İnsanları öyle hoş ki Bingöl'ün; öyle gönlü geniş, öyle ehl-i muhabbet ve de kan-kin-intikam furyasına inat öyle nüktedan ki, sizi de bir hoş ediyorlar.
Onların "Selamun aleykum"unda selam gerçekten üzerinize oluyor.

***

Geçen hafta sonu, Bingöl Belediyesi'nin tertiplediği Kültür Günleri münasebetiyle, yine Bingöl'deydik.

Bu sefer kalabalık bi gruptuk.

Aramızda, Habertürk TV'den Yavuz Yaman da vardı.

Bingöllü olan Yavuz Yaman, memleketine çocukluğundan beri (26 sene sonra) ilk kez gelmiş.

Hikayesini şöyle anlattı:

"Köyde bana ve bir de Kuveyt'te çalışan bir adama Yako derlerdi. Asıl adımın Yako olmadığını biliyordum, ama ne olduğunu bilmiyordum. Düşünmem gereken bir şey olduğunda, köyden çıkıp tarlalara giderdim. Bizim tarlamızla bir akrabamızın tarlasını ayıran taşların üstünde oturup, gerçek adımın aslında ne olduğunu düşündüğüm çok olmuştur. Bir gün, Kuveyt'te çalışan o adam köye geldi ve ona Yakup diye seslenildiğini duydum. Onun adı Yakup'sa benim adım da Yakup olmalıydı. Hemen köyden çıkıp düşünme yerime gittim. Yakup adının bana yakışıp yakışmadığını düşündüm. Zazacadan başka dil bilmediğim için düşüncelerim de Zazaca idi. Derken bir gün ailece memleketi terk etmemiz gerekti. Babam, köydeki iki korucudan biriydi. Evimiz sık sık PKK'lıların saldırısına uğruyordu. Bizim için endişelenen babam "Toparlanın, gidiyoruz" dedi ve Aydın'a taşındık. Sekiz yaşındaydım. Aydın'da okula gitmeye başladım.

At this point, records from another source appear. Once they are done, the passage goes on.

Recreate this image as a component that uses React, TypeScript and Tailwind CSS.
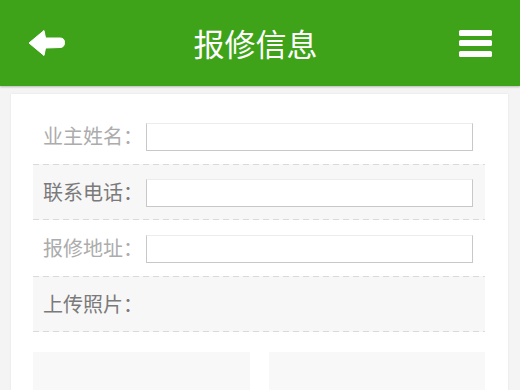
import React from 'react';

const rows = [
  { label: '业主姓名', input: true, shade: false },
  { label: '联系电话', input: true, shade: true },
  { label: '报修地址', input: true, shade: false },
  { label: '上传照片', input: false, shade: true },
];

function Dashes() {
  return <div className="h-[1px] bg-[repeating-linear-gradient(90deg,#d9d9d9_0_6px,transparent_6px_10px)]" />;
}

export default function App() {
  return (
    <div
      className="w-[520px] h-[390px] overflow-hidden bg-[#f4f4f4]"
      style={{ fontFamily: '"Noto Sans CJK SC", "Noto Sans", sans-serif' }}
    >
      {/* Header */}
      <div className="h-[86px] bg-[#3fa31a] flex items-center justify-between px-[28px] shadow-[0_1px_2px_rgba(0,0,0,0.25)]">
        <svg width="37" height="26" viewBox="0 0 37 26">
          <path
            d="M1 13 L16 0.5 L17.5 8 L32 8 Q36.5 8 36.5 12.5 Q36.5 17.5 32 17.5 L17.5 18 L16 25.5 Z"
            fill="#fff"
            strokeLinejoin="round"
            stroke="#fff"
            strokeWidth="1"
          />
        </svg>
        <h1 className="text-[31px] leading-none text-white font-normal -mt-[1px] mr-[13px]">报修信息</h1>
        <div className="flex flex-col gap-[4.5px] w-[33px]">
          <span className="h-[6px] rounded-[1.5px] bg-white" />
          <span className="h-[6px] rounded-[1.5px] bg-white" />
          <span className="h-[6px] rounded-[1.5px] bg-white" />
        </div>
      </div>

      {/* Card */}
      <div className="ml-[11px] w-[497px] mt-[8px] bg-white h-[320px] pl-[22px] pr-[23px] pt-[14px] shadow-[0_0_2px_rgba(0,0,0,0.08)]">
        {rows.map((r) => (
          <div key={r.label} className={r.shade ? 'bg-[#f7f7f7]' : ''}>
            {r.shade && <Dashes />}
            <div className={`${r.shade ? 'h-[54px]' : 'h-[56px]'} flex items-center pl-[10px]`}>
              <span
                className={`text-[20px] leading-none whitespace-nowrap ${
                  r.shade ? 'text-[#7a7a7a]' : 'text-[#acacac]'
                }`}
              >
                {r.label}：
              </span>
              {r.input && (
                <div className="ml-[3px] mt-[2px] w-[327px] h-[28px] bg-white border border-[#c8c8c8] border-t-[#ececec]" />
              )}
            </div>
            {r.shade && <Dashes />}
          </div>
        ))}
        <div className="grid grid-cols-2 gap-[19px] mt-[20px]">
          <div className="h-[60px] bg-[#f8f8f8]" />
          <div className="h-[60px] bg-[#f8f8f8]" />
        </div>
      </div>
    </div>
  );
}
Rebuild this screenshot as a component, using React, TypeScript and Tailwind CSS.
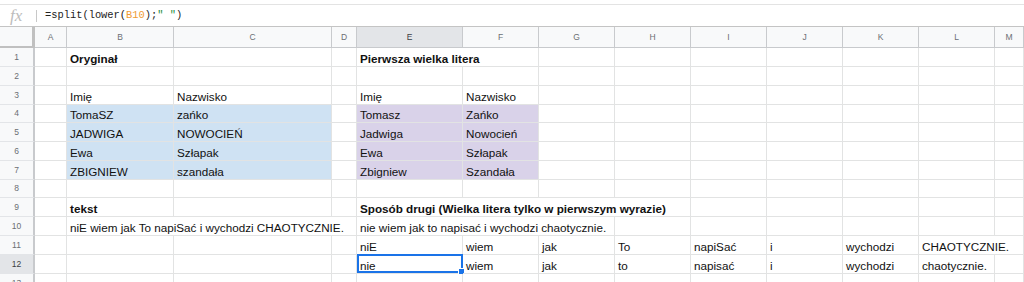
import clsx from 'clsx'

type Cell = {
  t?: string
  b?: boolean
  span?: 2 | 3 | 4
  fill?: 'blue' | 'purple'
  sel?: boolean
}

const COLS = ['A', 'B', 'C', 'D', 'E', 'F', 'G', 'H', 'I', 'J', 'K', 'L', 'M']

// sparse rows: column letter -> cell; spanned neighbours are skipped
const ROWS: Record<string, Cell>[] = [
  { B: { t: 'Oryginał', b: true }, E: { t: 'Pierwsza wielka litera', b: true, span: 2 } },
  {},
  { B: { t: 'Imię' }, C: { t: 'Nazwisko' }, E: { t: 'Imię' }, F: { t: 'Nazwisko' } },
  {
    B: { t: 'TomaSZ', fill: 'blue' },
    C: { t: 'zańko', fill: 'blue' },
    E: { t: 'Tomasz', fill: 'purple' },
    F: { t: 'Zańko', fill: 'purple' },
  },
  {
    B: { t: 'JADWIGA', fill: 'blue' },
    C: { t: 'NOWOCIEŃ', fill: 'blue' },
    E: { t: 'Jadwiga', fill: 'purple' },
    F: { t: 'Nowocień', fill: 'purple' },
  },
  {
    B: { t: 'Ewa', fill: 'blue' },
    C: { t: 'Szłapak', fill: 'blue' },
    E: { t: 'Ewa', fill: 'purple' },
    F: { t: 'Szłapak', fill: 'purple' },
  },
  {
    B: { t: 'ZBIGNIEW', fill: 'blue' },
    C: { t: 'szandała', fill: 'blue' },
    E: { t: 'Zbigniew', fill: 'purple' },
    F: { t: 'Szandała', fill: 'purple' },
  },
  {},
  {
    B: { t: 'tekst', b: true },
    E: { t: 'Sposób drugi (Wielka litera tylko w pierwszym wyrazie)', b: true, span: 4 },
  },
  {
    B: { t: 'niE wiem jak To napiSać i wychodzi CHAOTYCZNIE.', span: 3 },
    E: { t: 'nie wiem jak to napisać i wychodzi chaotycznie.', span: 3 },
  },
  {
    E: { t: 'niE' },
    F: { t: 'wiem' },
    G: { t: 'jak' },
    H: { t: 'To' },
    I: { t: 'napiSać' },
    J: { t: 'i' },
    K: { t: 'wychodzi' },
    L: { t: 'CHAOTYCZNIE.', span: 2 },
  },
  {
    E: { t: 'nie', sel: true },
    F: { t: 'wiem' },
    G: { t: 'jak' },
    H: { t: 'to' },
    I: { t: 'napisać' },
    J: { t: 'i' },
    K: { t: 'wychodzi' },
    L: { t: 'chaotycznie.' },
  },
  {},
]

function rowCells(row: Record<string, Cell>) {
  const out: { col: string; cell: Cell }[] = []
  let skip = 0
  for (const col of COLS) {
    if (skip > 0) {
      skip--
      continue
    }
    const cell = row[col] ?? {}
    out.push({ col, cell })
    if (cell.span) skip = cell.span - 1
  }
  return out
}

function GridCell({ cell }: { cell: Cell }) {
  return (
    <div
      className={clsx(
        'relative flex items-end whitespace-nowrap border-r border-b border-[#e2e3e3] pl-[3px] text-[11.7px] leading-[14px] text-[#111]',
        cell.span === 2 && 'col-span-2',
        cell.span === 3 && 'col-span-3',
        cell.span === 4 && 'col-span-4',
        cell.fill === 'blue' && 'bg-[#cfe2f3]',
        cell.fill === 'purple' && 'bg-[#d9d2e9]',
        cell.b && 'font-bold',
      )}
    >
      {cell.t}
      {cell.sel && (
        <div className="absolute -top-px left-0 -right-px bottom-0 border-2 border-[#1a73e8]">
          <div className="absolute -right-[4px] -bottom-[4px] h-[7px] w-[7px] border border-white bg-[#1a73e8]" />
        </div>
      )}
    </div>
  )
}

export default function App() {
  return (
    <div className="h-[282px] w-[1024px] overflow-hidden bg-white font-['Liberation_Sans',Arial,sans-serif]">
      {/* formula bar */}
      <div className="h-[5px] border-b border-[#e3e3e3]" />
      <div className="flex h-[22px] items-center border-b border-[#c4c4c4]">
        <span className="ml-[10px] w-[18px] font-['Liberation_Serif',serif] text-[17px] italic leading-none text-[#bcbcbc]">
          fx
        </span>
        <span className="ml-[8px] h-[12px] w-px bg-[#c8c8c8]" />
        <span className="ml-[8px] font-['Liberation_Mono',monospace] text-[10.4px] leading-none text-[#222]">
          =split(lower(<span className="text-[#f09b32]">B10</span>);<span className="text-[#1e8e3e]">" "</span>)
        </span>
      </div>

      {/* sheet */}
      <div className="grid grid-cols-[35px_32px_107px_158px_25px_106px_76px_76px_76px_76px_76px_76px_76px_1fr] grid-rows-[21px_19px_19px_19px_18px_19px_19px_19px_18px_19px_19px_19px_19px_19px]">
        <div className="border-r-[3px] border-b-[2px] border-[#c0c0c0] bg-[#f8f9fa]" />
        {COLS.map((c) => (
          <div
            key={c}
            className={clsx(
              'flex items-center justify-center border-r border-b border-[#c8cacd] text-[8.5px] leading-none',
              c === 'E' ? 'bg-[#e3e5e8] text-[#3c4043]' : 'bg-[#f8f9fa] text-[#6b6f73]',
            )}
          >
            {c}
          </div>
        ))}

        {ROWS.map((row, i) => (
          <div key={i} className="contents">
            <div
              className={clsx(
                'flex items-center justify-center border-r-2 border-b border-r-[#c8cacd] border-b-[#e3e5e8] text-[8.5px] leading-none',
                i === 11 ? 'bg-[#e3e5e8] text-[#3c4043]' : 'bg-[#f8f9fa] text-[#6b6f73]',
              )}
            >
              {i + 1}
            </div>
            {rowCells(row).map(({ col, cell }) => (
              <GridCell key={col} cell={cell} />
            ))}
          </div>
        ))}
      </div>
    </div>
  )
}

Türkçe bilmediğim ve adımı Yakup zannettiğim için yoklamalarda yok yazılıyordum. Durumu fark eden bir sınıf arkadaşım aileme haber verdi. Babam bana adımın Yavuz olduğunu ve adım okunduğunda "Burada" demem gerektiğini söyledi. Ertesi sabah yoklamada öğretmen adımı okuduğunda ayağa fırladım, ama ne demem gerektiğini bir türlü hatırlayamadım. Ertesi gün bu sorun çözüldü ve kısa zamanda Türkçeyi de söktüm. Hatta sınıfı pekiyi ile geçtim. Tatilde babam beni ödül olarak Bingöl'e götürdü. Dönüşte otobüsümüz tarandı, ölümden kıl payı kurtulduk. Bir daha da Bingöl'e gelmek istemedim. Yıllar geçtikçe bu isteksizliğim pekişti. Benim için şiddet, korku ve mutsuzluğun adıydı Bingöl. Terör bitene kadar bu şehre bir daha ayak basmamaya kararlıydım. Çözüm sürecinde "Gün bu gün" dedim, gelmeye niyetlendim, fakat nasip olmadı. Nasip şimdiye imiş. Bingöl'de kimsenin yüzünün gülmediğini sanıyordum. Buradaki insanları benden daha mutlu görünce şaşırdım ve sevindim."

***

Bingöllülerin her şeye rağmen gülen yüzü, Kur'an'da vazedilen sabrın bir ifadesi olsa gerek.

Sabrın meali direniş olarak da verilir, malum.

Fenalıklara direniş ve ne olursa olsun şükür...

Lisan-ı hal ile böyle diyor sevgili Bingöllüler.